[edA-qa mort-ora-y <eda-qa@disemia.com>, Thu, 23 Sep 2004 14:28:51 +0200]:
> I want to achieve the following:
>
> Given: (x+y+z)*c
> Simplify Where: a=x+y
> Result: (a+z)*c
subst(a-x, y, (x+y+z)*c) ==> c*(z+a)
Of course this only works when you can solve the "Where" equation for
one of the parameters.
> Ultimately I want to be able to group a lot of terms together in an
> equation (as they are constants which can be precalculated). That is,
> a larger example:
>
> q:(a+b/c+i)/(a+b)-(d-e-f)*i;
> constreplace(q,a,b,c,d,e,f)
> c1 = ...
> c2 = ...
> q = c1 + c2 * i
One way is to walk down the expression, determine for each
subexpression whether it is constant, and generate something of this
kind.
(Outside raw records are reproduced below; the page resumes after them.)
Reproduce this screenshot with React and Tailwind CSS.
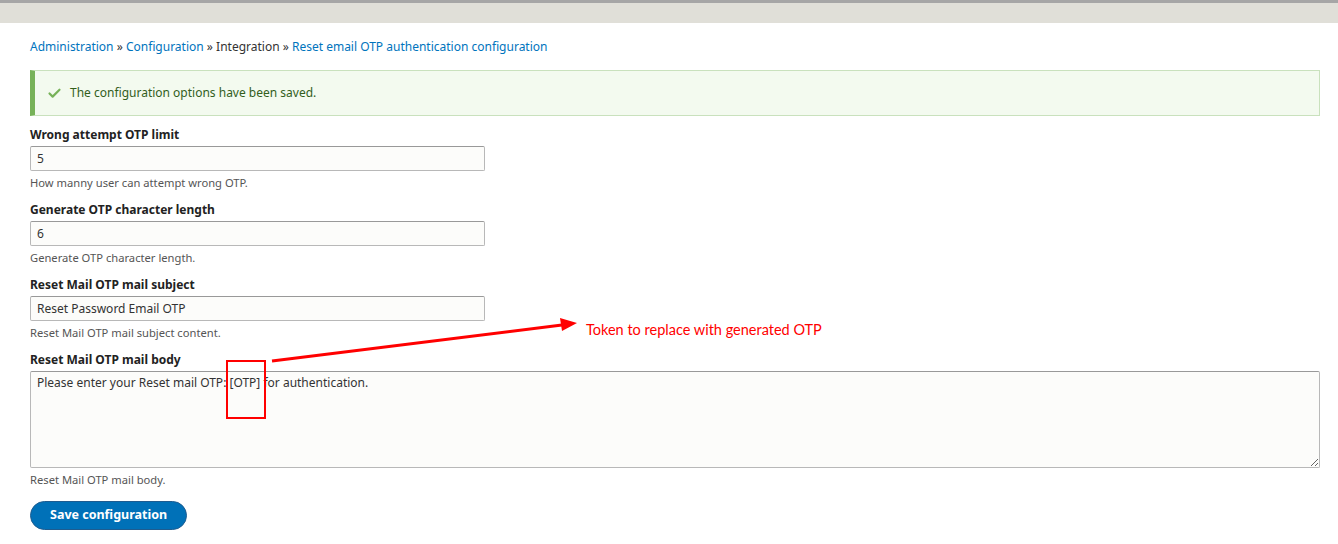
import { Check } from "lucide-react";

const FIELDS = [
  { label: "Wrong attempt OTP limit", value: "5", help: "How manny user can attempt wrong OTP." },
  { label: "Generate OTP character length", value: "6", help: "Generate OTP character length." },
  { label: "Reset Mail OTP mail subject", value: "Reset Password Email OTP", help: "Reset Mail OTP mail subject content." },
];

function TextField({ label, value, help }) {
  return (
    <div className="mb-[11px]">
      <label className="block text-[12px] font-bold text-[#222] leading-[16px] mb-[3px]">{label}</label>
      <input
        readOnly
        value={value}
        className="block w-[455px] h-[25px] px-[6px] text-[12px] text-[#333] bg-[#fcfcfa] border border-[#b8b8b8] border-t-[#999] rounded-[2px] outline-none"
      />
      <p className="text-[11.2px] text-[#555] mt-[4px] leading-[16px]">{help}</p>
    </div>
  );
}

export default function App() {
  return (
    <div className="relative min-h-[544px] bg-white font-['Noto_Sans','Liberation_Sans',sans-serif]">
      <div className="h-[23px] bg-[#e0dfd8] border-t-[3px] border-[#a6a6a6]" />

      <div className="px-[30px] pt-[15px] pr-[18px]">
        <nav className="text-[12px] leading-[18px] text-[#333]">
          <a className="text-[#0074bd]">Administration</a> » <a className="text-[#0074bd]">Configuration</a> » Integration »{" "}
          <a className="text-[#0074bd]">Reset email OTP authentication configuration</a>
        </nav>

        <div className="mt-[14px] flex items-center h-[46px] bg-[#f3faef] border border-[#c9e1bd] border-l-[5px] border-l-[#77b259] pl-[12px] text-[12px] text-[#325e1c]">
          <Check size={15} strokeWidth={3.5} className="text-[#77b259] mr-[8px]" />
          The configuration options have been saved.
        </div>

        <div className="mt-[11px]">
          {FIELDS.map((f) => (
            <TextField key={f.label} {...f} />
          ))}

          <div className="mb-[13px]">
            <label className="block text-[12px] font-bold text-[#222] leading-[16px] mb-[3px]">Reset Mail OTP mail body</label>
            <textarea
              readOnly
              value="Please enter your Reset mail OTP: [OTP] for authentication."
              className="block w-full h-[97px] px-[6px] py-[2px] leading-[18px] text-[12px] text-[#333] bg-[#fcfcfa] border border-[#b8b8b8] border-t-[#999] rounded-[2px] outline-none resize-y"
            />
            <p className="text-[11.2px] text-[#555] mt-[4px] leading-[16px]">Reset Mail OTP mail body.</p>
          </div>

          <button
            type="button"
            className="h-[29px] px-[19px] rounded-full bg-[#0071b8] border border-[#1e5c90] text-white text-[12.5px] font-bold"
          >
            Save configuration
          </button>
        </div>
      </div>

      {/* annotation overlay */}
      <div className="absolute left-[226px] top-[360px] w-[40px] h-[59px] border-2 border-[#ff0000]" />
      <svg className="absolute left-0 top-0 pointer-events-none" width="1338" height="544">
        <line x1="272" y1="361" x2="562" y2="325" stroke="#ff0000" strokeWidth="3" />
        <polygon points="577,323 560,318 562,331" fill="#ff0000" />
      </svg>
      <div className="absolute left-[586px] top-[319px] text-[14.5px] text-[#ff0000] font-['Lato',sans-serif]">
        Token to replace with generated OTP
      </div>
    </div>
  );
}
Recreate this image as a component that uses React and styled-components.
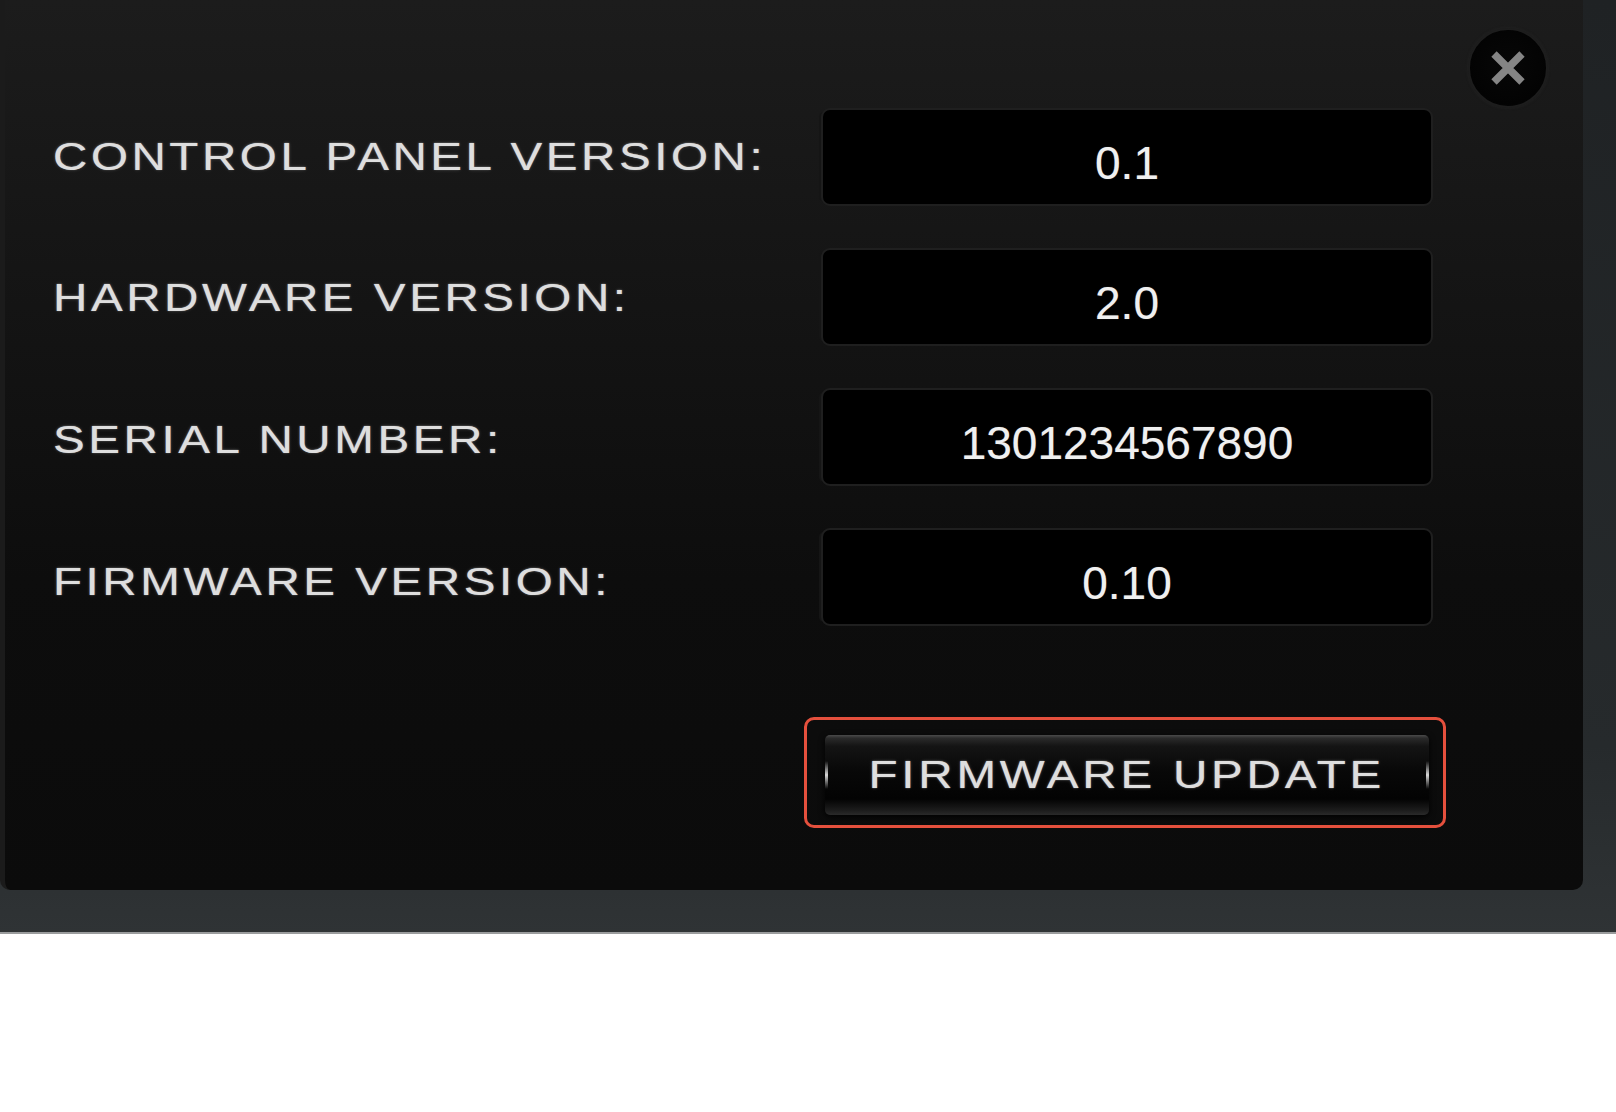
import React from 'react';
import styled, { createGlobalStyle } from 'styled-components';

const GlobalStyle = createGlobalStyle`
  html, body {
    margin: 0;
    padding: 0;
    background: #ffffff;
  }
`;

// Outer grey frame around the dialog (right and bottom strips)
const Frame = styled.div`
  width: 1616px;
  height: 934px;
  box-sizing: border-box;
  padding: 0 33px 42px 0;
  background: linear-gradient(180deg, #1f2224 0%, #262a2c 80%, #2f3335 100%);
  border-bottom: 2px solid #9a9c9d;
`;

const Panel = styled.div`
  width: 1583px;
  height: 890px;
  box-sizing: border-box;
  border-left: 5px solid #1b1b1b;
  border-radius: 0 0 10px 10px;
  padding-left: 48px;
  background: linear-gradient(180deg, #1c1c1c 0%, #151515 30%, #0d0d0d 65%, #0b0b0b 100%);
  display: flex;
  flex-direction: column;
`;

const TopBar = styled.div`
  height: 108px;
  box-sizing: border-box;
  padding: 28px 35px 0 0;
  display: flex;
  justify-content: flex-end;
`;

const CloseButton = styled.button`
  width: 80px;
  height: 80px;
  padding: 0;
  border-radius: 50%;
  border: 2px solid #1d1d1d;
  background: radial-gradient(circle at 50% 45%, #070707 0%, #030303 70%, #0c0c0c 100%);
  box-shadow: 0 0 3px #262626;
  display: flex;
  align-items: center;
  justify-content: center;
  cursor: pointer;
`;

const Rows = styled.div`
  display: flex;
  flex-direction: column;
  gap: 42px;
`;

const Row = styled.div`
  display: grid;
  grid-template-columns: 768px 612px;
  align-items: center;
`;

// Extended metallic caption type
const Caps = styled.span`
  display: inline-block;
  font-family: "Liberation Sans", Arial, sans-serif;
  font-size: 39px;
  letter-spacing: ${(p) => p.$spacing || 2.9}px;
  color: #dedede;
  text-shadow: 0 0 1px rgba(255, 255, 255, 0.6), 0 0 3px rgba(255, 255, 255, 0.25), 0 1px 1px rgba(0, 0, 0, 0.8);
  white-space: nowrap;
  transform: scaleX(1.22);
  transform-origin: ${(p) => p.$origin || 'left center'};
`;

const Label = styled.div`
  padding-top: ${(p) => p.$offset || 0}px;
`;

const ValueBox = styled.div`
  height: 98px;
  box-sizing: border-box;
  background: #000;
  border: 2px solid #1f1f1f;
  border-radius: 9px;
  box-shadow: -6px 0 0 -4px #151515;
  display: flex;
  align-items: center;
  justify-content: center;
  padding-top: 12px;
  font-family: "Liberation Sans", Arial, sans-serif;
  font-size: 46px;
  color: #f0f0f0;
  text-shadow: 0 0 1px rgba(255, 255, 255, 0.4);
`;

const ButtonRow = styled.div`
  display: grid;
  grid-template-columns: 768px 612px;
  margin-top: 91px;
`;

const Highlight = styled.div`
  grid-column: 2;
  margin-left: -17px;
  width: 642px;
  box-sizing: border-box;
  border: 3px solid #e5503d;
  border-radius: 10px;
  padding: 15px 14px 10px 18px;
`;

const UpdateButton = styled.button`
  position: relative;
  width: 604px;
  height: 80px;
  padding: 0;
  border: none;
  border-radius: 5px;
  background: linear-gradient(180deg, #4a4a4a 0%, #2a2a2a 4%, #141414 14%, #080808 45%, #030303 80%, #1c1c1c 94%, #2a2a2a 100%);
  box-shadow: 0 2px 6px rgba(0, 0, 0, 0.9);
  display: flex;
  align-items: center;
  justify-content: center;
  cursor: pointer;

  &::before,
  &::after {
    content: '';
    position: absolute;
    top: 26px;
    width: 3px;
    height: 28px;
    background: linear-gradient(180deg, rgba(255,255,255,0) 0%, #d8d8d8 50%, rgba(255,255,255,0) 100%);
  }

  &::before {
    left: 0;
  }

  &::after {
    right: 0;
  }
`;

const CloseIcon = () => (
  <svg width="38" height="34" viewBox="0 0 38 34">
    <path d="M5 3 L33 31 M33 3 L5 31" stroke="#858585" strokeWidth="7.5" strokeLinecap="butt" fill="none" />
  </svg>
);

const rows = [
  { label: 'CONTROL PANEL VERSION:', value: '0.1', offset: 0 },
  { label: 'HARDWARE VERSION:', value: '2.0', offset: 2 },
  { label: 'SERIAL NUMBER:', value: '1301234567890', offset: 6 },
  { label: 'FIRMWARE VERSION:', value: '0.10', offset: 10 },
];

const App = () => {
  return (
    <>
      <GlobalStyle />
      <Frame>
        <Panel>
          <TopBar>
            <CloseButton aria-label="Close">
              <CloseIcon />
            </CloseButton>
          </TopBar>
          <Rows>
            {rows.map((row) => (
              <Row key={row.label}>
                <Label $offset={row.offset}>
                  <Caps>{row.label}</Caps>
                </Label>
                <ValueBox>{row.value}</ValueBox>
              </Row>
            ))}
          </Rows>
          <ButtonRow>
            <Highlight>
              <UpdateButton type="button">
                <Caps $spacing={3.1} $origin="center">FIRMWARE UPDATE</Caps>
              </UpdateButton>
            </Highlight>
          </ButtonRow>
        </Panel>
      </Frame>
    </>
  );
};

export default App;
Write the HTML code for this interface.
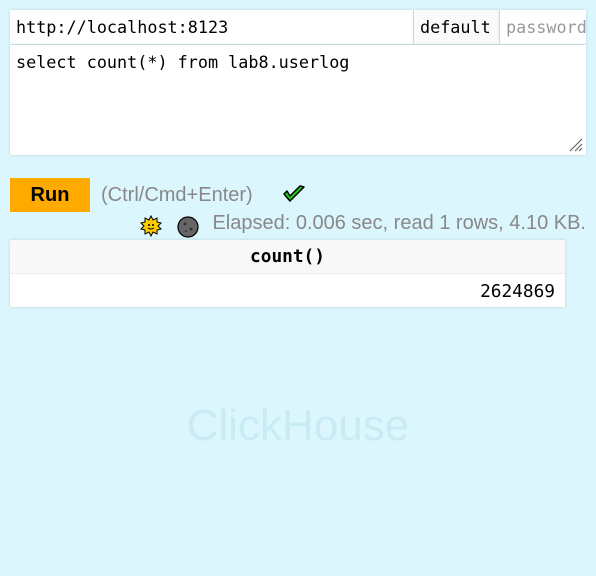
<!DOCTYPE html>
<html><head><style>
body{margin:0;width:596px;height:576px;background:#dcf6fe;font-family:"Liberation Sans",sans-serif;position:relative;overflow:hidden}
.box{position:absolute;background:#fff;box-shadow:0 0 3px rgba(0,0,0,.15);font-family:"DejaVu Sans Mono","Liberation Mono",monospace;font-size:16.8px;color:#000;box-sizing:border-box}
</style></head><body>
<div class="box" style="left:10px;top:10px;width:403px;height:34px;padding:7px 6px">http://localhost:8123</div>
<div class="box" style="left:414px;top:10px;width:85px;height:34px;padding:7px 6px;background:#fafafa">default</div>
<div class="box" style="left:500px;top:10px;width:86px;height:34px;padding:7px 6px;color:#999;overflow:hidden;white-space:nowrap">password</div>
<div class="box" style="left:10px;top:45px;width:576px;height:110px;padding:7px 6px">select count(*) from lab8.userlog
<svg style="position:absolute;right:3px;bottom:3px" width="16" height="16"><path d="M15 3L3 15M15 8L8 15M15 12L12 15" stroke="#666" stroke-width="1.2"/></svg></div>
<div style="position:absolute;left:10px;top:178px;width:80px;height:34px;background:#ffaa00;font-weight:bold;font-size:20px;text-align:center;line-height:34px">Run</div>
<div style="position:absolute;left:101px;top:184px;font-size:20px;color:#888">(Ctrl/Cmd+Enter)</div>
<svg style="position:absolute;left:282px;top:184px" width="24" height="20"><path d="M2 10L8 17L22 3L18 2L8 12L5 7Z" fill="#2c2" stroke="#000" stroke-width="1.5" stroke-linejoin="round"/></svg>
<svg style="position:absolute;left:140px;top:215px" width="22" height="22"><polygon points="11,1 13,5 17,3 17,7 21,8 18,11 21,14 17,15 17,19 13,17 11,21 9,17 5,19 5,15 1,14 4,11 1,8 5,7 5,3 9,5" fill="#fc0" stroke="#000" stroke-width="1"/><circle cx="9" cy="10" r="1" fill="#000"/><circle cx="13" cy="10" r="1" fill="#000"/><path d="M8 13Q11 15 14 13" stroke="#000" fill="none"/></svg>
<svg style="position:absolute;left:177px;top:215px" width="22" height="24"><circle cx="11" cy="12" r="10" fill="#666" stroke="#000" stroke-width="1.2"/><circle cx="8" cy="9" r="1.5" fill="#333"/><circle cx="14" cy="14" r="1.5" fill="#333"/><circle cx="9" cy="16" r="1" fill="#333"/></svg>
<div style="position:absolute;right:10px;top:212px;font-size:20px;color:#888">Elapsed: 0.006 sec, read 1 rows, 4.10 KB.</div>
<div style="position:absolute;left:10px;top:240px;width:555px;height:67px;background:#fff;box-shadow:0 0 3px rgba(0,0,0,.15);font-family:'DejaVu Sans Mono',monospace;font-size:17.8px">
<div style="height:33px;background:#f8f8f8;border-bottom:1px solid #eee;text-align:center;line-height:33px;font-weight:bold">count()</div>
<div style="height:33px;line-height:35px;text-align:right;padding-right:10px">2624869</div>
</div>
<div style="position:absolute;left:0;width:596px;top:401px;text-align:center;font-size:44px;color:#c8ebf4">ClickHouse</div>
</body></html>
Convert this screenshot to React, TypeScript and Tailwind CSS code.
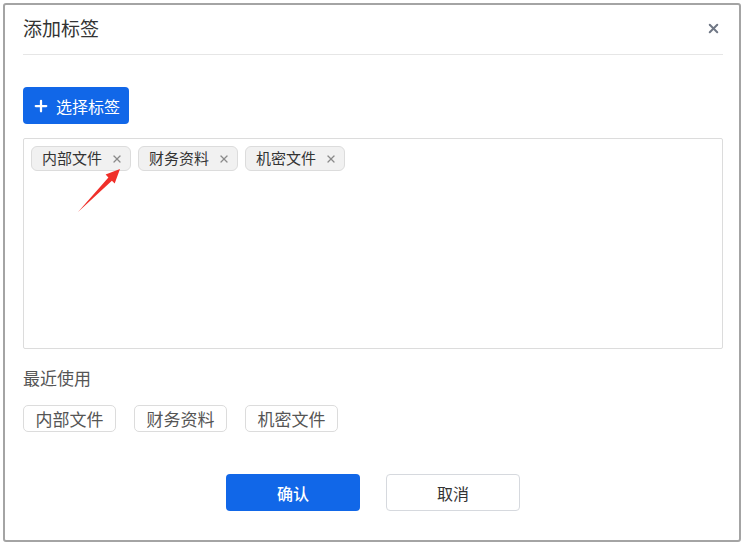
import React from 'react';
import { X, Plus } from 'lucide-react';

const TAGS = ['内部文件', '财务资料', '机密文件'];

const App: React.FC = () => {
  return (
    <div className="w-[745px] h-[545px] bg-white p-[3px] font-['Noto_Sans_CJK_SC',sans-serif]">
      <div className="w-[738px] h-[539px] border-2 border-[#a4a4a4] rounded-[3px] bg-white pl-[18px] pr-[16px] flex flex-col">
        {/* Header */}
        <div className="flex items-center justify-between pt-[9px] pb-[12px] border-b border-[#e6e6e6]">
          <h2 className="text-[19px] leading-[28px] text-[#333]">添加标签</h2>
          <X className="w-[15px] h-[15px] text-[#6f7785] mr-[2px]" strokeWidth={3.2} />
        </div>

        <div className="mt-[32px]">
          <button className="h-[37px] w-[106px] rounded-[4px] bg-[#1167e8] text-white text-[16px] flex items-center justify-center gap-[6px]">
            <Plus className="w-[18px] h-[18px]" strokeWidth={3} />
            选择标签
          </button>
        </div>

        {/* Selected tags box */}
        <div className="relative mt-[14px] h-[211px] border border-[#dcdcdc] rounded-[2px] p-[7px] flex items-start gap-[7px]">
          {TAGS.map((t) => (
            <span
              key={t}
              className="h-[25px] w-[100px] pl-[10px] pr-[7px] flex items-center justify-between bg-[#f1f1f1] border border-[#dcdcdc] rounded-[6px] text-[15px] text-[#333]"
            >
              {t}
              <X className="w-[12px] h-[12px] text-[#8a8a8a]" strokeWidth={2.5} />
            </span>
          ))}
          <svg className="absolute left-0 top-0 pointer-events-none" width="120" height="90" viewBox="0 0 120 90">
            <polygon
              points="54,73 84.4,38.4 81.6,35.6 96,30 90.7,44.5 87.9,41.7"
              fill="#f0302a"
            />
          </svg>
        </div>

        <div className="mt-[17px] text-[17px] leading-6 text-[#555]">最近使用</div>

        <div className="mt-[15px] flex gap-[18px]">
          {TAGS.map((t) => (
            <span
              key={t}
              className="h-[27px] w-[93px] flex items-center justify-center border border-[#dcdcdc] rounded-[5px] text-[17px] text-[#555] bg-white"
            >
              {t}
            </span>
          ))}
        </div>

        <div className="mt-[42px] flex justify-center gap-[26px]">
          <button className="h-[37px] w-[134px] rounded-[4px] bg-[#1167e8] text-white text-[16px] font-medium">确认</button>
          <button className="h-[37px] w-[134px] rounded-[4px] bg-white border border-[#d6d9de] text-[#333] text-[16px]">取消</button>
        </div>
      </div>
    </div>
  );
};

export default App;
Something to start with:
constWalk(expr,[consts]) :=
block([found: [], nfound: 0],
[second(cw(expr)), found]) ;
cw(expr) :=
if atom(expr)
then
if member(expr, consts)
then [true, expr]
else [false, expr]
else
block([foo : maplist(cw, args(expr))],
if apply("and", maplist(first, foo))
then block([sym : concat(const, nfound: nfound + 1)],
found: cons([sym, expr], found),
consts: cons(sym, consts),
[ true, sym ])
else [ false, apply(inpart(expr,0), maplist(second, foo)) ]) ;
constWalk((a+b/c+i)/(a+b)-(d-e-f)*i,a,b,c,d,e,f) ==>
[const2*(i+const1+a)+const5*i,
[[const5,-f-e+d],[const4,-e],[const3,-f],[const2,b+a],[const1,b/c]]]
Of course one should use commutativity and associativity of addition
to turn (i+const1+a) into (i + const6), where const6 = const1+a:
Basically you have to recognize those functions and split their
arguments into groups that are constant and those that are not.
Albert.